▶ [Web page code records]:

____________

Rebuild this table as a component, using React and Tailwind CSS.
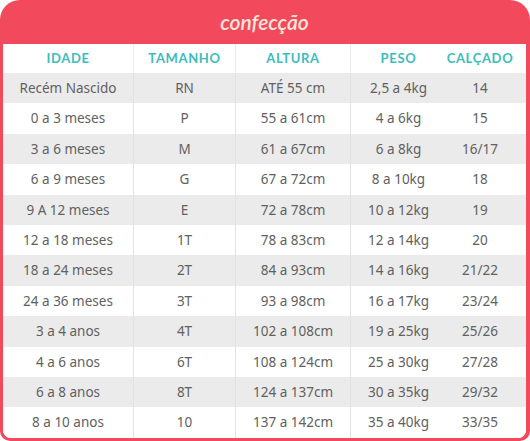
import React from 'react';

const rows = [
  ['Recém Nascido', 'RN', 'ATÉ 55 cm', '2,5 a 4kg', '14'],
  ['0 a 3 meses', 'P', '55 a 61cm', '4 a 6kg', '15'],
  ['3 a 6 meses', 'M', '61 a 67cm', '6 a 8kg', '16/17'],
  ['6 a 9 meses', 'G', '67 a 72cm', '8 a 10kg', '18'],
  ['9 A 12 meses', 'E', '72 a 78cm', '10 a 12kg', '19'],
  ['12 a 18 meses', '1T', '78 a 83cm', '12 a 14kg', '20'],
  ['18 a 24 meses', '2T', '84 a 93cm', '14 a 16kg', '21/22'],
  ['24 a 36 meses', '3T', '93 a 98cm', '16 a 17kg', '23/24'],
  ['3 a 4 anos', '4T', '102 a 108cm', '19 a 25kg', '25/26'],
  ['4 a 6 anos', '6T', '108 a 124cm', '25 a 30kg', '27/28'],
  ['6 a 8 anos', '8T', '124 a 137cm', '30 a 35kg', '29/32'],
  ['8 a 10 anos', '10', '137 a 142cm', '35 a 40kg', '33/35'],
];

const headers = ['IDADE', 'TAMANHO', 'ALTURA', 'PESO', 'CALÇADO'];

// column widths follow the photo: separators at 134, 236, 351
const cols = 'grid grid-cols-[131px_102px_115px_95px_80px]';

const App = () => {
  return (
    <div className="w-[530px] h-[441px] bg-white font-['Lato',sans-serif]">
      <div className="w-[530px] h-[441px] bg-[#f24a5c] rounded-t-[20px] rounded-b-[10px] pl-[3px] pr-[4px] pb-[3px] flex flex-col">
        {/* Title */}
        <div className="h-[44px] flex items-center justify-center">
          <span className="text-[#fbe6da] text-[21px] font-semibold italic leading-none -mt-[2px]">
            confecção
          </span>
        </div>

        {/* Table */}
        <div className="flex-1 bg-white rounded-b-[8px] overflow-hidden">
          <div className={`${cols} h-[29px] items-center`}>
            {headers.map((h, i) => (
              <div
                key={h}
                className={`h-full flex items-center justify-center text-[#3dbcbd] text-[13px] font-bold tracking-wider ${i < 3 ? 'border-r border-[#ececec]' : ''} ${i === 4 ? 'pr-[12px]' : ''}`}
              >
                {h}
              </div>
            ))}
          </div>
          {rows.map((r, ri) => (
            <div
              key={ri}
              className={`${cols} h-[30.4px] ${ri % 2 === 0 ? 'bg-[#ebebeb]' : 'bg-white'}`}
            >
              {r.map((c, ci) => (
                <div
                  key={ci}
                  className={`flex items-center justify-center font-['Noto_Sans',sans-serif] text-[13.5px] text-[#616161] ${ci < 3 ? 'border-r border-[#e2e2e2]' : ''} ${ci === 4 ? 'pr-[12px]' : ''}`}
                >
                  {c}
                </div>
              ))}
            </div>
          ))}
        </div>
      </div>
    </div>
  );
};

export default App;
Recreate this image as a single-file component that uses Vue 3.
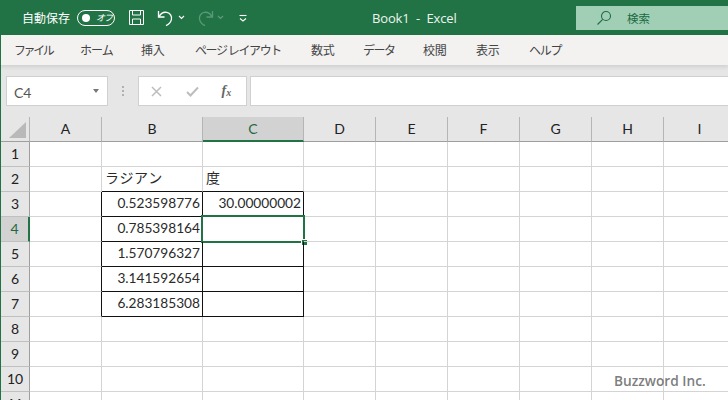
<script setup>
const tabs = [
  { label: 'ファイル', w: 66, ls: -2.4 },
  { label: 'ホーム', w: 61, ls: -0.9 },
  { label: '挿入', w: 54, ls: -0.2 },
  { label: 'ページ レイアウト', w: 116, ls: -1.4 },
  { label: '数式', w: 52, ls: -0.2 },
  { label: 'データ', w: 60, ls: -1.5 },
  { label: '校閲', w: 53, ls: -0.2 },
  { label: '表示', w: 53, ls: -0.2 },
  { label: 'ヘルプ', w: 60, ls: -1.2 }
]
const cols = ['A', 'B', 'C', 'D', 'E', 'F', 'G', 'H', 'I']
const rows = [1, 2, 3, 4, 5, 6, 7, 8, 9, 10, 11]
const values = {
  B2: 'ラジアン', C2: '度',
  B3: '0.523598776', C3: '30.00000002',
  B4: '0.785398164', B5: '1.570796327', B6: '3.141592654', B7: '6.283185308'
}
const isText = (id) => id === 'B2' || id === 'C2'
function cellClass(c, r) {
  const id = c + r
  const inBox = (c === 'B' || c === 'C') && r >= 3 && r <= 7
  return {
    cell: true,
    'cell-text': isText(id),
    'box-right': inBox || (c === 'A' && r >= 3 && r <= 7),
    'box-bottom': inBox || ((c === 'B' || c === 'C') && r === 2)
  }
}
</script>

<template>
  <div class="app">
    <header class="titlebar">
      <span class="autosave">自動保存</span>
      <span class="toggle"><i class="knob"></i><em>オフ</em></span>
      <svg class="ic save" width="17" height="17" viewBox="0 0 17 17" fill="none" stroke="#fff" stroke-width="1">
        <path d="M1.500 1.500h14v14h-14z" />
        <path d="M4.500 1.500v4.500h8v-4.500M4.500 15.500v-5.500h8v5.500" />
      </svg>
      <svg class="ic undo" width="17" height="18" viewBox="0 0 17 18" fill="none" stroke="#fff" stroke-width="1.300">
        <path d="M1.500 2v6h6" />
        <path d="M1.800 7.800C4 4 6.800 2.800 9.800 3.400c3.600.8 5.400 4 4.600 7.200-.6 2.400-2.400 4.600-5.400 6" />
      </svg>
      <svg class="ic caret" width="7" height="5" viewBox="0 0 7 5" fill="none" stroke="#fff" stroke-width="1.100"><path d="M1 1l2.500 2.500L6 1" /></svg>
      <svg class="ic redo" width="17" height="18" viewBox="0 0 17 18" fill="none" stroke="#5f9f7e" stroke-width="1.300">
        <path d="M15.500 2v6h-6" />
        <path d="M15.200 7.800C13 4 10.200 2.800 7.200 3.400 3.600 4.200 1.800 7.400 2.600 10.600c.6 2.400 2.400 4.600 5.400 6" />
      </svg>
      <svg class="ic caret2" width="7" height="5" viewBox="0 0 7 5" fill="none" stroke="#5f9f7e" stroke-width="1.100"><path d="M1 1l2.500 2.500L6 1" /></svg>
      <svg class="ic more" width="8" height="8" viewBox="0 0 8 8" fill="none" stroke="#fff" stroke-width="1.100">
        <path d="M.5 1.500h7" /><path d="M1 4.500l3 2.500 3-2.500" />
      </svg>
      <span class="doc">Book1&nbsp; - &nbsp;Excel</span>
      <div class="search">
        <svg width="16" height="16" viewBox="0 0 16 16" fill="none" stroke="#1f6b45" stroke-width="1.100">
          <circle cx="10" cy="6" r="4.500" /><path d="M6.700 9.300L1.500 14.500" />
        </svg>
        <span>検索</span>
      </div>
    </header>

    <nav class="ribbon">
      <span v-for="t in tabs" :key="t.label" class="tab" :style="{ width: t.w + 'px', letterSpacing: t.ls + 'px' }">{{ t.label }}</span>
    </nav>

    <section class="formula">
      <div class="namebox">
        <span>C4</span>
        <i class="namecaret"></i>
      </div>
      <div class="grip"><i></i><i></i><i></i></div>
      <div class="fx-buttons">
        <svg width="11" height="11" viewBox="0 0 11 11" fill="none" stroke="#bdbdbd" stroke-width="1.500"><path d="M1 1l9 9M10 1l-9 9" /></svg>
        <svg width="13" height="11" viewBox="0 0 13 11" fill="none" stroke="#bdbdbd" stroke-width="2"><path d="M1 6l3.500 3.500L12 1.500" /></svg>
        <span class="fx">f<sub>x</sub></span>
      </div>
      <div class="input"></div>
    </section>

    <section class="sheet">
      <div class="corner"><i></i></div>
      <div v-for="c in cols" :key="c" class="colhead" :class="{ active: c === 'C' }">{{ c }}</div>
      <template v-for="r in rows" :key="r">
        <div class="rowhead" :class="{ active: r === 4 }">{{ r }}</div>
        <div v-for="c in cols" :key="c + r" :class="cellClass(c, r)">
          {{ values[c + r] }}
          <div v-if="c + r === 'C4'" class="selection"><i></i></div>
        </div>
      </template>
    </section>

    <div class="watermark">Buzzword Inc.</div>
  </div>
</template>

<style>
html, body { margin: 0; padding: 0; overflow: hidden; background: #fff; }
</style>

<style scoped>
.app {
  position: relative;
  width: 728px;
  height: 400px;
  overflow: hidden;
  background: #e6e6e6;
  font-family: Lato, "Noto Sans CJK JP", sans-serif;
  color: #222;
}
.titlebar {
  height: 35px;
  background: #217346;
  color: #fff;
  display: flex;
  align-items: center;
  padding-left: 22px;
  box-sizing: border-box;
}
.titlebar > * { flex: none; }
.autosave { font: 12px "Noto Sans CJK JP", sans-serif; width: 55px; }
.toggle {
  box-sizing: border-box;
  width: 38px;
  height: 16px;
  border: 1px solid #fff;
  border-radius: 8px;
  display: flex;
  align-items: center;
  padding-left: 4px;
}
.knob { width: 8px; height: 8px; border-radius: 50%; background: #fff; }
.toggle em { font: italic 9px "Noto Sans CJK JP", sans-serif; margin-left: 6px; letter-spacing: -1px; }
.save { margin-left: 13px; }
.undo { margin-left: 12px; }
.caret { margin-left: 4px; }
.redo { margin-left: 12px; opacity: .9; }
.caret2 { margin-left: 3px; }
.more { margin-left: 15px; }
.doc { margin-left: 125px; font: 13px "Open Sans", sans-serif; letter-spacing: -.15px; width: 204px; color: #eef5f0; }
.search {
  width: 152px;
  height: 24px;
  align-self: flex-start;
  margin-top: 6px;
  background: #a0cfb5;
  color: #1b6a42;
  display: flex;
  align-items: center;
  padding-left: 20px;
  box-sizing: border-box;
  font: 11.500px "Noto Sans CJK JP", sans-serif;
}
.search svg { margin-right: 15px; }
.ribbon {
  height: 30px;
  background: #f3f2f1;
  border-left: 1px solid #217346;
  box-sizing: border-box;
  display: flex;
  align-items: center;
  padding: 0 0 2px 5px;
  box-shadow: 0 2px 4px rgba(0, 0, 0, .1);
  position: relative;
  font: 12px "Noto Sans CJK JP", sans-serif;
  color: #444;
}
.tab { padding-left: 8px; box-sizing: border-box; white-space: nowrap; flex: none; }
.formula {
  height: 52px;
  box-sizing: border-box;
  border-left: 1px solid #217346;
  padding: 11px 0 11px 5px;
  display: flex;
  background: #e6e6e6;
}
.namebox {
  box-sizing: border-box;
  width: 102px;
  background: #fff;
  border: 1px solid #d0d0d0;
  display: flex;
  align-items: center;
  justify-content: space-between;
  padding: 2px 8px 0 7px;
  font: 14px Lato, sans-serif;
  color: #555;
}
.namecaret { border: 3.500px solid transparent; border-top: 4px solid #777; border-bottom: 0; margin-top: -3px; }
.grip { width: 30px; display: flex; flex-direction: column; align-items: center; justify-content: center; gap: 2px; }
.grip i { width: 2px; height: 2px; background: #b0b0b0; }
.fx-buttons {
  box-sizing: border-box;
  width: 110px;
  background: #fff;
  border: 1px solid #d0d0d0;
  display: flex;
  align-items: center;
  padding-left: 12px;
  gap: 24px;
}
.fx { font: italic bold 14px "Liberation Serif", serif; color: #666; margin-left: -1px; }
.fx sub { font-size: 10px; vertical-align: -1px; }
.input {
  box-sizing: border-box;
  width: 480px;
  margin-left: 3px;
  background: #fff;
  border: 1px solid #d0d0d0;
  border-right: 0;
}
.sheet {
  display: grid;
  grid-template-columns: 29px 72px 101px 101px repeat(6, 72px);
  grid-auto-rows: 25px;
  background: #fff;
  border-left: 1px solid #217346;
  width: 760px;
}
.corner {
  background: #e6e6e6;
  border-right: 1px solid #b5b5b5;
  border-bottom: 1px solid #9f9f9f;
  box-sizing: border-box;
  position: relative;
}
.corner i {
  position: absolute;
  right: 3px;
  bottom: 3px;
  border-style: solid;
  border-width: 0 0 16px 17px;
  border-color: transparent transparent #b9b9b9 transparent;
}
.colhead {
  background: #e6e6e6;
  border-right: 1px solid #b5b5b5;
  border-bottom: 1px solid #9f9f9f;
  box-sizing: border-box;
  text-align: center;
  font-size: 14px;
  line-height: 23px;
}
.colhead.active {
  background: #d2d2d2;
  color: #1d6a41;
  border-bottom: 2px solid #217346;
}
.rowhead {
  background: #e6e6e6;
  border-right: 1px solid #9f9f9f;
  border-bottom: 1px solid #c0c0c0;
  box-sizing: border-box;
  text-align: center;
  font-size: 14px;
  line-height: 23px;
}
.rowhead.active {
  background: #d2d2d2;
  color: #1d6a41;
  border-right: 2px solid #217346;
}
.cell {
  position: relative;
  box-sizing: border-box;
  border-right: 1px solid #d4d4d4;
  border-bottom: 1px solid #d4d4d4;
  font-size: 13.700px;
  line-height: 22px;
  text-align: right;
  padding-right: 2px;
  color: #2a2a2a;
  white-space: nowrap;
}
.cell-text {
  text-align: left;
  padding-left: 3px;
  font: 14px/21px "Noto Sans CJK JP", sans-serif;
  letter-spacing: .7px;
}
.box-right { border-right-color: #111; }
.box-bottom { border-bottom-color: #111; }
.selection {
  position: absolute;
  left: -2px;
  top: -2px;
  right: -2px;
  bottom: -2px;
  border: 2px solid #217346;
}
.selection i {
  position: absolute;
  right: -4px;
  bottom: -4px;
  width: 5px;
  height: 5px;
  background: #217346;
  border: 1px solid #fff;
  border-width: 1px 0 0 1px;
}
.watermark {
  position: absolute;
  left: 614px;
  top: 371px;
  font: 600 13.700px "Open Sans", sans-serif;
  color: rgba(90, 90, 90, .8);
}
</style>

____________

▶ [Given exercise]:
Everything from the first line of the listing above through the line that contains "import React from 'react';" is to be restated word for word, minus the pictures.

▶ [The result]:
Rebuild this table as a component, using React and Tailwind CSS.
import React from 'react';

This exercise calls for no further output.